Crossover vehicles are becoming increasingly popular as motorists look for a car that drives like a nimble hatchback yet look like a menacing, expensive off-roader. Mitsubishi unveiled their Crossover, the ASX, in 2007, and it’s still on sale today. It is the cheapest car in its segment for the performance on offer. 6 years on, is a new ASX a good buy?
To look at, the ASX doesn’t set the world alight. It sits higher than a Kia Sportage and lacks the streamlined looks of a Mazda CX-5. It shares the same platform as the Mitsubishi Outlander which gives the car good interior space, and more 4×4-like proportions than other crossovers.

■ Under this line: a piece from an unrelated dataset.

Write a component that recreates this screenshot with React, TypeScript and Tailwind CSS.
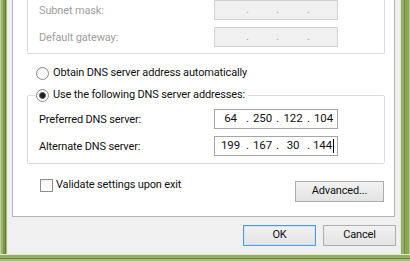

There’s only two engines to choose from – a lethargic, underpowered 1.6-litre petrol engine or the gutsy and pleasant 1.8-litre DiD. We recommend the latter. This engine is surprisingly powerful and it’s as good a performer as many higher capacity 2.0-litre units; it will take the ASX from 0 – 60 in 9.7 seconds and in-gear response is very good. Motorway driving is particularly hassle free with the 221 lb /ft of torque providing good pull.
The ASX mated to this engine will return a combined fuel economy of 54.3 mpg. The C02 rating is 138 g/km and it sits in insurance group 20.
The car is available as either a 2-wheel drive or 4-wheel drive, with the best seller being the front-wheel drive 1.8 DiD. Both variants of the car have been designed to be as comfortable as possible on British roads, and they’ve achieved this; potholes are dealt with easily and even on the roughest of surfaces there’s little to upset sleeping children in the back. HOWEVER, this supple ride has come at the cost of handling, and the ASX leans in corners when pushed and is prone to a lot of under steer in the wet. The ESP program does a good job to minimise this in the 2WD version, though, although it’s almost always apparent.
As with all Mitsubishi, the ASX is well equipped even in entry level 1.6-litre 2WD guise. Standard equipment includes 16-inch alloy wheels, climate control, cruise control, remote central locking, power windows, power-adjustable exterior mirrors, a leather-wrapped steering wheel with audio controls, a leather bound gearshift and split / fold seats.
Ultimately, the Mitsubishi ASX fails to be as desirable as the Kia Sportage, Nissan Juke or Skoda Yeti (Bristol Street Motors offers the Nissan Juke). The ASX looks dated compared to the competition and whilst there is nothing wrong with the car’s interior it is certainly not as nice a place to be as it could be. The one saving grace of the ASX is the rather good 1.8 DiD engine that offers good mid-range acceleration, as well as the ASX’s price, which undercuts other cars in its class for the performance on offer. For us, though, the Mitsubishi doesn’t do enough to excite and in the end, that’s one thing we reckon all crossovers should do.